One important insight has been the frequency with which people take time out from physical activity – whether that’s because they’re sick, injured, pregnant or simply busy.
“They’re really tough periods for people who just have such desire to be out doing the thing that they love,” says Quarles. It’s also a conundrum for Strava, whose customers are only visible to the company when they’re training.
“They’re not going to show up on any of those leaderboards,” says Quarles. The company is asking, ‘how can we also be there for them through the hard times, when they have to go back indoors, maybe they’re on a trainer, maybe they’re reducing their time and distance?’
Growth at Strava: feeling the heat
Strava is growing fast, adding around a million new users every 40 days. Yet while scale is essential to sustainability, it can also bring challenges of its own.
That’s something Quarles learned at Instagram, where growing popularity increasingly attracted attention of the wrong kind.
“The Instagram team identified and has been conscious of the product and the brand’s role in society, and that has particularly related to negativity that’s emerged in social media, where there are trolls and just an increasing tendency for people to not behave very civilly,” says Quarles.
Instagram took the decision to “proactively stand against trolling and negativity”, adding a customisable comment filter and, more recently, an artificial intelligence-powered spam filter and troll blocker.

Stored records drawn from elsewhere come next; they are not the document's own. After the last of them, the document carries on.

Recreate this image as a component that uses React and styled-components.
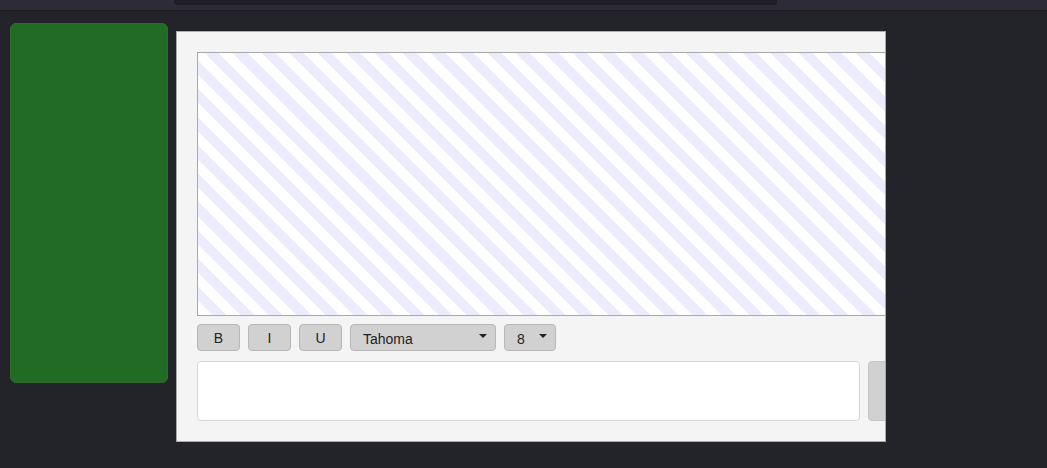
import React from 'react';
import styled, { createGlobalStyle } from 'styled-components';

const Global = createGlobalStyle`
  html, body {
    margin: 0;
    padding: 0;
    background: #222429;
    height: 100%;
  }
  #root {
    height: 100%;
  }
`;

const Page = styled.div`
  width: 1047px;
  height: 468px;
  overflow: hidden;
  background: #222429;
  font-family: 'Liberation Sans', Arial, sans-serif;
`;

const TopBar = styled.div`
  height: 10px;
  background: #2d2c36;
  border-bottom: 1px solid #1b1b1f;
  padding-left: 174px;
`;

const Tab = styled.div`
  width: 603px;
  height: 5px;
  background: #1f1e24;
  border-radius: 0 0 3px 3px;
`;

const Main = styled.div`
  display: flex;
  align-items: flex-start;
  gap: 8px;
  padding: 12px 0 0 10px;
`;

const SidePanel = styled.div`
  width: 156px;
  height: 358px;
  background: #226b24;
  border: 1px solid #2f6a31;
  border-radius: 6px;
`;

const Dialog = styled.div`
  margin-top: 8px;
  width: 688px;
  height: 369px;
  padding: 20px 0 20px 20px;
  background: #f4f4f4;
  border: 1px solid #a9a9a9;
  overflow: hidden;
  display: flex;
  flex-direction: column;
`;

const Canvas = styled.div`
  flex: none;
  width: 720px;
  height: 262px;
  border: 1px solid #a8a8a8;
  background: repeating-linear-gradient(
    45deg,
    #ffffff 0px,
    #ffffff 10px,
    #ececfd 10px,
    #ececfd 20px
  );
`;

const Toolbar = styled.div`
  display: flex;
  gap: 8px;
  margin-top: 8px;
  height: 27px;
`;

const ToolButton = styled.button`
  width: 43px;
  height: 27px;
  padding: 0;
  background: #d1d1d1;
  border: 1px solid #b7b7b7;
  border-radius: 4px;
  font-family: 'Liberation Sans', Arial, sans-serif;
  font-size: 14px;
  color: #222;
`;

const Select = styled.div`
  width: ${p => p.$w}px;
  box-sizing: border-box;
  height: 27px;
  display: flex;
  align-items: center;
  justify-content: space-between;
  padding: 3px 8px 0 12px;
  background: #d1d1d1;
  border: 1px solid #b7b7b7;
  border-radius: 4px;
  font-size: 14px;
  color: #222;
`;

const Caret = styled.span`
  width: 0;
  height: 0;
  margin-bottom: 6px;
  border-left: 4px solid transparent;
  border-right: 4px solid transparent;
  border-top: 4px solid #222;
`;

const InputRow = styled.div`
  display: flex;
  gap: 8px;
  margin-top: 10px;
  height: 60px;
`;

const MessageBox = styled.textarea`
  flex: none;
  width: 663px;
  height: 60px;
  box-sizing: border-box;
  margin: 0;
  background: #fff;
  border: 1px solid #d4d8dc;
  border-radius: 4px;
  resize: none;
`;

const SendButton = styled.button`
  flex: none;
  width: 70px;
  height: 60px;
  background: #d1d1d1;
  border: 1px solid #c4c4c4;
  border-radius: 4px;
`;

export default function App() {
  return (
    <Page>
      <Global />
      <TopBar>
        <Tab />
      </TopBar>
      <Main>
        <SidePanel />
        <Dialog>
          <Canvas />
          <Toolbar>
            <ToolButton>B</ToolButton>
            <ToolButton>I</ToolButton>
            <ToolButton>U</ToolButton>
            <Select $w={146}>
              <span>Tahoma</span>
              <Caret />
            </Select>
            <Select $w={52}>
              <span>8</span>
              <Caret />
            </Select>
          </Toolbar>
          <InputRow>
            <MessageBox />
            <SendButton />
          </InputRow>
        </Dialog>
      </Main>
    </Page>
  );
}
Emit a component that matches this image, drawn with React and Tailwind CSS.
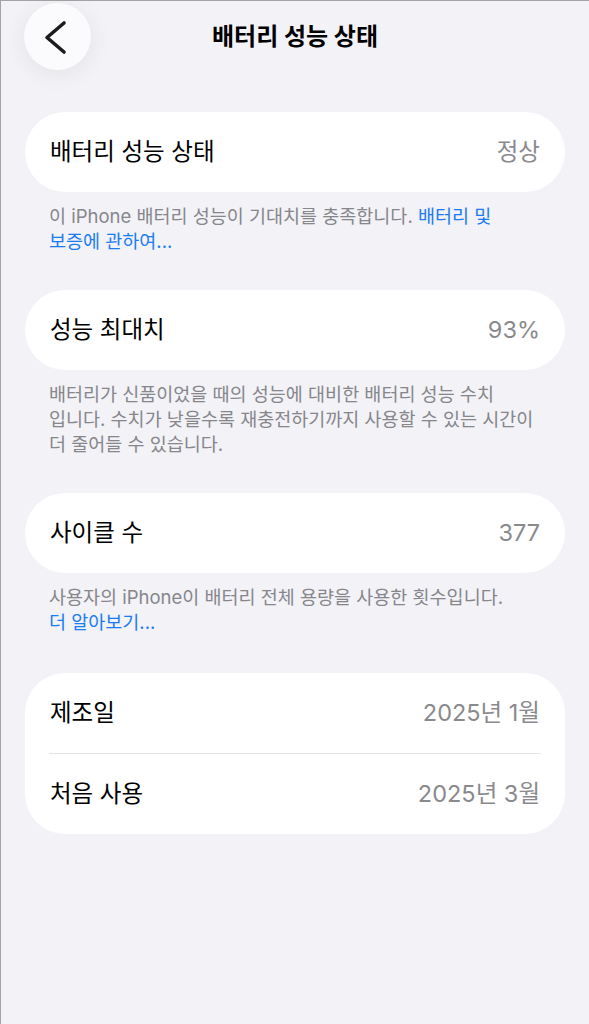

At Strava, the app’s increasing ubiquity created a very different problem in early 2018, when it released an interactive heat map of its users’ fitness activity. Bringing together one billion activities and 13 trillion GPS data points, the heat map enabled anyone to explore popular exercise routes across the globe.
At first, it seemed to be a publicity coup. Then, an enterprising Australian university student, 20-year-old Nathan Ruser, “noticed the map showed the locations and running routines of military personnel at bases in the Middle East and other conflict zones”, according to the Australian Broadcasting Corporation. As a result, it revealed patrol routes, the locations of secret bases, and even their internal layouts.
For Quarles and his team, it was an entirely unexpected crisis. They moved quickly to reinforce the app’s already considerable privacy controls, and to wipe sensitive data from the publicly available heat map. Yet Quarles says the company is still suffering from inaccurate press coverage generated by the issue.
“There’s been quite a bit of misinformation,” he says. “Just to explain, our heat map is an incredibly valuable resource for our community. Hundreds of thousands of people use it to plan where they ride and run and swim.
“It’s important for us to make people understand that we’re not background-tracking people’s use. There are explicit records. People have to start, stop and save activities.
“This is not a data breach. We’ve only published public activities that have been uploaded publicly.” He adds: “We don’t sell our data to third parties.”
People first, then profit
Growing Strava’s community of athletes remains Quarles’ number one priority.
“We’re not profitable at the moment. That’s intentional. We think growing the community and becoming the most engaged community of athletes in the world really is the immediate priority, because it creates such optionality for us to build a great business,” he says.
That’s why Strava continues to use the freemium model – which offers a fully functioning app for free, with an optional upgrade to a subscription-only premium version. Quarles says that there are no plans to introduce advertising to the free app.
While the premium app remains Strava’s “primary business line”, Quarles says the company is also pursuing other promising revenue sources.
“Our second business line is called Strava Metro, an insights business where we take the aggregate commute data from bikes and pedestrians, and work with city planning departments … for better infrastructure planning.”
In Australia, the Queensland Department of Transport and Main Roads began working with Strava Metro in 2014 to inform its strategy to build more bike routes and improve ones that already exist.
Strava is also working with businesses including Lululemon and Red Bull to create virtual, sponsored challenges within the app.
“We think that there are great opportunities to bring those brands and businesses more into the experience in a way that improves the community’s love of the product, so we have been and will be testing this,” says Quarles.
Meanwhile, like so many Strava users, he continues to balance work, life and running. Naturally, every activity is tracked on Strava.
“I’m a runner, and a swimmer, and a skier,” he says. “I’m one of those athletes who really is trying to just improve myself.
“I do a habitual 10 or 12 miles [16-19km] on a Sunday morning, and I love watching my improvement … how I’ve been able to just get more fit.
“A lot of that is down to the Workout of the Week. The speed training that my colleagues have helped me do has actually helped me get much faster.”
Strava art: Yes, it's a thing
Strava users are running or riding pre-planned routes to create doodles with their tracking.
The big cyclist: By Canadian cyclist Stephen Lund.
The Welsh dragon: A 44km run by Martyn Driscoll and Alan Stone.
She said yes: “Marry me Emily”: a Strava proposal mapped out by San Francisco cyclist Murphy Mack.
Strava in numbers
- Activities recorded as at 31 December 2017: 1 billion
- Runs uploaded in 2017: 136 million
- Marathons uploaded in 2017: 627,239
World records recorded on Strava in 2017
- Kate Driskell ran the length of the UK (1722km) in 37 days.
- Sandra Vi ran 5000km across the US in 54 days, 16 hours, 24 minutes.
- Killian Jornet summited Everest twice in a week, without oxygen, in 17 hours and 26 hours.
- Dianna Chivakos with son Evan ran the fastest marathon while pushing a stroller (3:10:21).
- Ryan Starbuck ran the fastest ever marathon in a crab costume (3:09:42).